The second spot we hit at the sleepy resort of Sanur doesn’t match Nikko beach in terms of size or intensity, but the guys still enjoyed some sweet left hand barrels. Afterwards we sit on the beach with giant bottles of the local beer Bintang. The tide is now way out and the locals are walking out on the reef to fish, their nets slung over their shoulders. Tired but visibly amped from her exploits, Sarah reflects on the conditions, “This would be my dream day in terms of showcasing my surfing, rather than a contest. I don’t excel so well when I’m competing.”
“I think it’s part psychological, as I prefer bigger waves so when I go into a comp I’m not happy with the waves we’re surfing. You wouldn’t get waves like we had today at a contest at the moment on the WQS or even the WCT since they don’t have Fiji and Teahupo’o. It’s mainly beach breaks and a few points.”
I ask why, do people not want to see women surfing big barrels? “No they want to see the bikinis,” she laughs, before saying she doesn’t really want to get into the politics of it, but does feel the women “get left with the scraps” at a lot of the WQS and WCT events, with the guys always taking precedence, in terms of longer waiting periods and the pick of the conditions. She’s a big fan of stand-alone women’s events, such as the Roxy Pro Gold Coast, as a result.
That said, she does think surfing is a lot less macho than it used to be. “When I started out there weren’t that many girls surfing where as now there are loads. Sometimes there’s even more women in the water than guys, and with that the equality has gotten better and there’s more respect. Girls are surfing younger, they’re seen more in the water, the level is higher and the guys have had to adapt and accept it.”

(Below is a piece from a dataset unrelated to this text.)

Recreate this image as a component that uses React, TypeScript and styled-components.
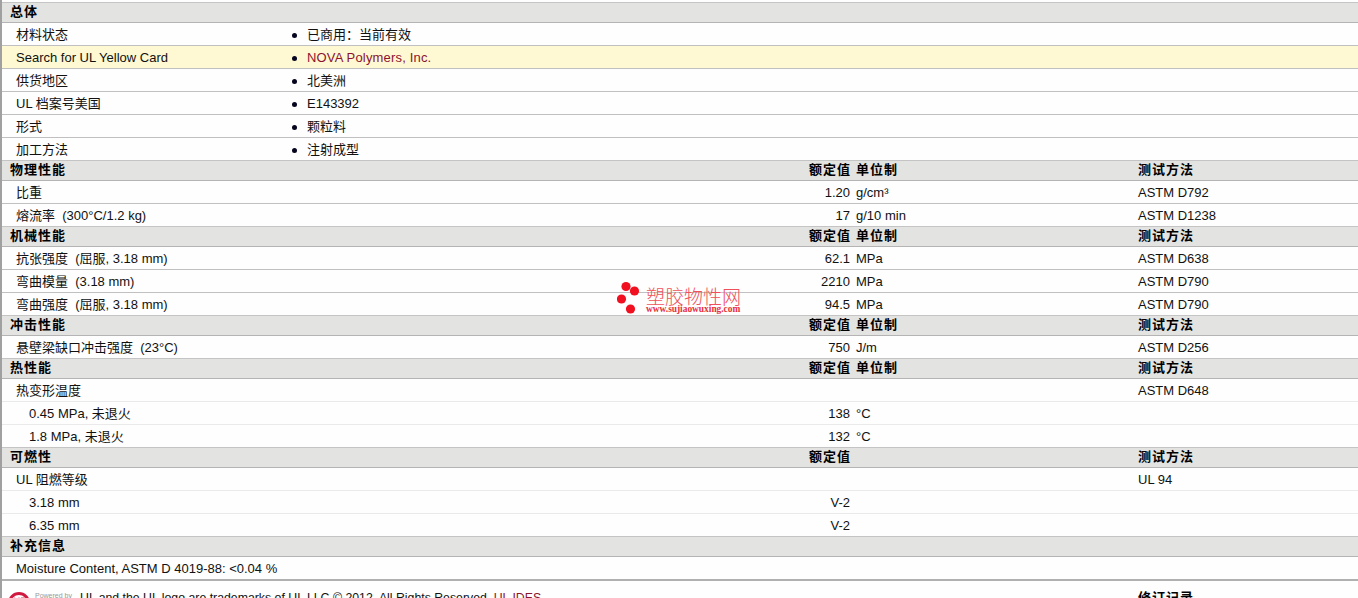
import { createGlobalStyle, styled } from "styled-components";

const GlobalStyle = createGlobalStyle`
  html, body {
    margin: 0;
    height: 598px;
    overflow: hidden;
    background: #fdfefd;
  }
  body {
    font-family: "Liberation Sans", "Noto Sans CJK SC", sans-serif;
    font-size: 13px;
    line-height: 16px;
    color: #111;
  }
`;

type Spec = {
  label: string;
  value?: string;
  unit?: string;
  method?: string;
  sub?: boolean;
  soft?: boolean;
};

type Section = {
  title: string;
  value?: string;
  unit?: string;
  method?: string;
  rows: Spec[];
};

const overview = [
  { label: "材料状态", value: "已商用：当前有效" },
  { label: "Search for UL Yellow Card", value: "NOVA Polymers, Inc.", highlight: true },
  { label: "供货地区", value: "北美洲" },
  { label: "UL 档案号美国", value: "E143392" },
  { label: "形式", value: "颗粒料" },
  { label: "加工方法", value: "注射成型" },
];

const sections: Section[] = [
  {
    title: "物理性能",
    value: "额定值",
    unit: "单位制",
    method: "测试方法",
    rows: [
      { label: "比重", value: "1.20", unit: "g/cm³", method: "ASTM D792" },
      { label: "熔流率\u00a0 (300°C/1.2 kg)", value: "17", unit: "g/10 min", method: "ASTM D1238" },
    ],
  },
  {
    title: "机械性能",
    value: "额定值",
    unit: "单位制",
    method: "测试方法",
    rows: [
      { label: "抗张强度\u00a0 (屈服, 3.18 mm)", value: "62.1", unit: "MPa", method: "ASTM D638" },
      { label: "弯曲模量\u00a0 (3.18 mm)", value: "2210", unit: "MPa", method: "ASTM D790" },
      { label: "弯曲强度\u00a0 (屈服, 3.18 mm)", value: "94.5", unit: "MPa", method: "ASTM D790" },
    ],
  },
  {
    title: "冲击性能",
    value: "额定值",
    unit: "单位制",
    method: "测试方法",
    rows: [{ label: "悬壁梁缺口冲击强度\u00a0 (23°C)", value: "750", unit: "J/m", method: "ASTM D256" }],
  },
  {
    title: "热性能",
    value: "额定值",
    unit: "单位制",
    method: "测试方法",
    rows: [
      { label: "热变形温度", method: "ASTM D648", soft: true },
      { label: "0.45 MPa, 未退火", value: "138", unit: "°C", sub: true, soft: true },
      { label: "1.8 MPa, 未退火", value: "132", unit: "°C", sub: true },
    ],
  },
  {
    title: "可燃性",
    value: "额定值",
    method: "测试方法",
    rows: [
      { label: "UL 阻燃等级", method: "UL 94", soft: true },
      { label: "3.18 mm", value: "V-2", sub: true, soft: true },
      { label: "6.35 mm", value: "V-2", sub: true },
    ],
  },
];

function Watermark() {
  return (
    <WatermarkBox>
      <svg width="26" height="36" viewBox="0 0 26 36">
        <circle cx="9" cy="5.5" r="4.6" fill="#f01020" />
        <circle cx="17.5" cy="10" r="4.6" fill="#f01020" />
        <circle cx="4.5" cy="18" r="4.6" fill="#f01020" />
        <circle cx="13.5" cy="28" r="4.6" fill="#f01020" />
      </svg>
      <WatermarkText>
        <WatermarkName>塑胶物性网</WatermarkName>
        <WatermarkUrl>www.sujiaowuxing.com</WatermarkUrl>
      </WatermarkText>
    </WatermarkBox>
  );
}

export default function App() {
  return (
    <Page>
      <GlobalStyle />
      <Watermark />
      <div>
        <SectionHeader>
          <b>总体</b>
        </SectionHeader>
        {overview.map((row) => (
          <OverviewRow key={row.label} $highlight={row.highlight}>
            <span>{row.label}</span>
            <Bullet />
            <OverviewValue $highlight={row.highlight}>{row.value}</OverviewValue>
          </OverviewRow>
        ))}
      </div>
      {sections.map((section) => (
        <div key={section.title}>
          <SectionHeader>
            <b>{section.title}</b>
            <ValueCell as="b">{section.value}</ValueCell>
            <UnitCell as="b">{section.unit}</UnitCell>
            <b>{section.method}</b>
          </SectionHeader>
          {section.rows.map((row) => (
            <SpecRow key={row.label} $sub={row.sub} $soft={row.soft}>
              <span>{row.label}</span>
              <ValueCell>{row.value}</ValueCell>
              <UnitCell>{row.unit}</UnitCell>
              <span>{row.method}</span>
            </SpecRow>
          ))}
        </div>
      ))}
      <SectionHeader>
        <b>补充信息</b>
      </SectionHeader>
      <NoteRow>Moisture Content, ASTM D 4019-88: &lt;0.04 %</NoteRow>
      <Footer>
        <UlLogo>
          <svg width="24" height="24" viewBox="0 0 24 24">
            <circle cx="12" cy="12" r="9.5" fill="none" stroke="#d01840" strokeWidth="3" />
            <path d="M7.5 6.5v3M12 6.5v3M14 7h4" fill="none" stroke="#e87890" strokeWidth="1.5" />
          </svg>
        </UlLogo>
        <PoweredBy>Powered by</PoweredBy>
        <FooterText>
          UL and the UL logo are trademarks of UL LLC © 2012. All Rights Reserved. <FooterLink>UL IDES</FooterLink>
        </FooterText>
        <RevisionTitle>修订记录</RevisionTitle>
      </Footer>
    </Page>
  );
}

const Page = styled.div`
  position: relative;
  box-sizing: border-box;
  height: 598px;
  overflow: hidden;
  padding-top: 2px;
  border-left: 2px solid #a0a0a0;
`;

const SectionHeader = styled.div`
  box-sizing: border-box;
  display: grid;
  grid-template-columns: 796px 44px 288px 1fr;
  align-items: center;
  height: 21px;
  padding: 0 0 2px 8px;
  background: #e3e3e1;
  border-top: 1px solid #c4c4c4;
  border-bottom: 1px solid #b4b4b4;
  color: #000;
  letter-spacing: 1px;
  white-space: nowrap;

  b:nth-child(2) {
    margin-right: -1px;
  }
`;

const OverviewRow = styled.div<{ $highlight?: boolean }>`
  box-sizing: border-box;
  display: grid;
  grid-template-columns: 276px 15px 1fr;
  align-items: center;
  height: 23px;
  padding: 2px 0 0 14px;
  background: ${(props) => (props.$highlight ? "#fef9d2" : "transparent")};
  border-bottom: 1px solid #c0c0c0;

  &:last-child {
    height: 22px;
    border-bottom: none;
  }
`;

const Bullet = styled.i`
  justify-self: start;
  width: 5px;
  height: 5px;
  border-radius: 50%;
  background: #050520;
`;

const OverviewValue = styled.span<{ $highlight?: boolean }>`
  color: ${(props) => (props.$highlight ? "#8c1230" : "inherit")};
  letter-spacing: ${(props) => (props.$highlight ? "0.17px" : "0")};
`;

const SpecRow = styled.div<{ $sub?: boolean; $soft?: boolean }>`
  box-sizing: border-box;
  display: grid;
  grid-template-columns: ${(props) => (props.$sub ? "769px" : "782px")} 52px 288px 1fr;
  align-items: center;
  height: 23px;
  padding: 2px 0 0 ${(props) => (props.$sub ? "27px" : "14px")};
  border-bottom: 1px solid ${(props) => (props.$soft ? "#eaeaea" : "#c0c0c0")};

  &:last-child {
    height: 22px;
    border-bottom: none;
  }
`;

const ValueCell = styled.span`
  text-align: right;
`;

const UnitCell = styled.span`
  padding-left: 6px;
`;

const NoteRow = styled.div`
  box-sizing: border-box;
  height: 24px;
  padding-left: 14px;
  line-height: 23px;
  border-bottom: 2px solid #b0b0b0;
`;

const Footer = styled.div`
  display: flex;
  padding: 10px 0 0 5px;
`;

const UlLogo = styled.div`
  width: 28px;
  flex: none;
`;

const PoweredBy = styled.span`
  width: 45px;
  flex: none;
  font-size: 7px;
  line-height: 9px;
  color: #999;
`;

const FooterText = styled.span`
  width: 1058px;
  flex: none;
  font-size: 12.3px;
  line-height: 14px;
`;

const FooterLink = styled.span`
  color: #8c1230;
`;

const RevisionTitle = styled.b`
  line-height: 14px;
  letter-spacing: 1px;
  color: #000;
`;

const WatermarkBox = styled.div`
  position: absolute;
  left: 615px;
  top: 281px;
  display: flex;
  gap: 3px;
`;

const WatermarkText = styled.div`
  display: flex;
  flex-direction: column;
  margin-top: 5px;
`;

const WatermarkName = styled.span`
  font-size: 19px;
  line-height: 19px;
  color: #f0505c;
  font-family: "Noto Sans CJK SC", sans-serif;
  font-weight: 300;
`;

const WatermarkUrl = styled.span`
  font-family: "Liberation Serif", serif;
  font-size: 9.4px;
  line-height: 9px;
  font-weight: bold;
  color: #e83040;
  white-space: nowrap;
`;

“Sometimes you’ll take off and someone will see that you’re a girl and drop in inside of you. But usually after a few waves they’ll see you’re alright. It’s normally guys that can’t surf or have a bit of an ego problem that do that anyway, so you don’t worry about them because they’re wankers,” she laughs. But then having spent the day with her being the sole girl charging some of the biggest waves I’ve ever seen ridden live, I can’t really imagining much phasing her in the line up.